You display the explorer in the following ways:

  • Select an entity from a list page and choosing Actions > View Permissions on this Entity. Using this option puts the explorer in the context of the entity (keep in mind that the entity can also be a resource/user).

  • Select a resource from the Resource Workbench or the Resource page and choosing Actions > View User's Permissions. Using this option puts the explorer in the context of the user.

The Permissions Explorer will open in a new tab.

entity_focus.png

If the context is an entity (like the screenshot above, as is indicated by the explorer title), the left panel displays the users with permissions on the entity (Hyperspace Bypass). Only users with permissions on the Hyperspace Bypass project are displayed in the list. The middle panel displays the various profiles granting permission for the selected user to the selected entity; the Rule Type reflects how the permission is granted (global or team), and the Applied Entity shows how the user received the profile (as an individual user, or as part of a group or unit).

If the context is the user (see screenshot below), the top-left panel shows all the entity types the user has permission on. When you select an entity type, the lower-left pane shows all the instances of that entity type that user has permissions on. The middle panel shows one or profile granting permission to the user on the selected entity instance.

Note: Users can be included in multiple profiles for the same instance. This is good to remember when troubleshooting why a user still has permissions even after you deleted a profile.

user_focus.png

Things to Keep in Mind

The explorer context is indicated by the explorer title:

  • entity context = "People with Permissions on <entity type>:<entity title>"
  • user context = "User's Permissions:<user name>"

Multiple profiles for the same entity:

A user can be mapped to multiple profiles for the same entity. For example, the user might be on the team of a project with a Team profile, and might also be a member of a group that has a global profile for the same project. This means if you delete the user from the project team, he/she will still have permissions to the project granted by the group profile.

Some questions the explorer can help you answer:

Who has permissions on my project?

I set up some permissions, but I'm not sure I did it correctly. How can I spot-check some users that I know should have certain permissions.

Someone has access to a project and I don't understand how.

Scenario 1: Who has permissions on my project?
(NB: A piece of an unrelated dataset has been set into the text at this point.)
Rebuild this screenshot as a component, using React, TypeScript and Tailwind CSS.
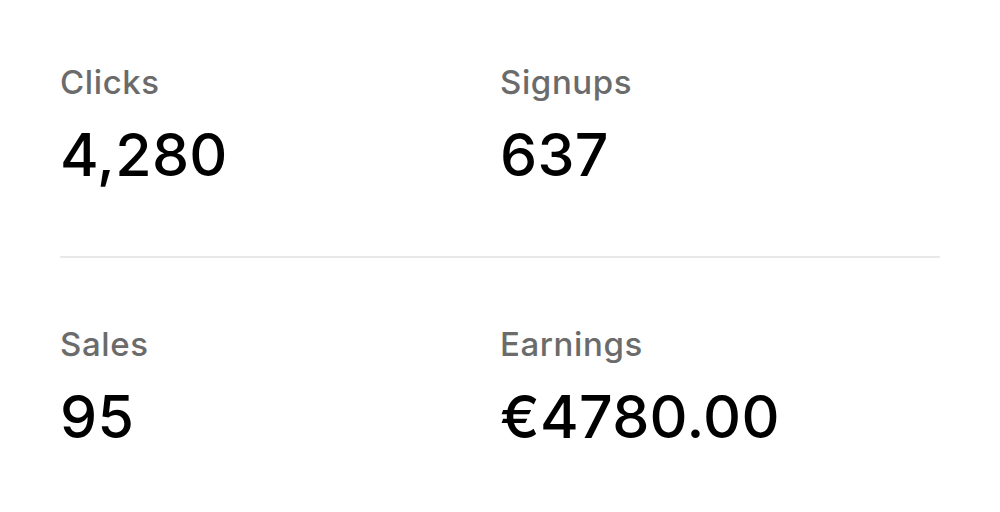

You can easily see the members of the Hyperspace Bypass project team, along with their corresponding permissions profile, by simply looking at the project Team: Profile-Based Permissions section:

profile_based_team.png

However, there maybe be permissions granted on Hyperspace Bypass that did not come by way of the project team. You can use the Permissions Explorer to see the routes of these additional permissions. For example, a user might be a member of a group that has global permissions on the project.

  1. Navigate to the Projects list and select Hyperspace Bypass.
  2. Choose Actions > View People with Permissions on this Entity.

The Permissions Explorer opens in a separate tab and displays a list of users/groups/units with permissions on Hyperspace Bypass. Alex Adams is at the top of the list again.

  1. Select Alex Adams.

Alex is associated with 2 profiles: Project Contributor and Project Viewer.

  1. Select Project Contributor.

The Project Contributor profile has a Team rule type, which means it conveys permissions for a specific users on the team of a specific entity. This profile was used when Alex was added to the Hyperspace Bypass project team. The actual permissions conveyed by the profile are displayed in the Permissions Hierarchy on the right-hand side; you can see that there are View permissions included in the profile.

explore_member.png

  1. Now click Global Project View.

The Global Project View profile has a Group rule type, which means it conveys global project permissions (all instances) to all members of the group the profile is applied to: Full Users. Alex is a member of the Full Users group, which is the group this profile is applied to.

The Full Users group is given view permissions to all projects - you can see in the Permissions Hierarchy that there are View permissions.

explore_global_view.png

It's good to know about this additional profile, because you might remove Alex from the project team and assume that he no longer has access to the Hyperspace Bypass project. To fully remove him, you'll have to remove  the group profile, which would revoke permissions for all members of the Full Users group.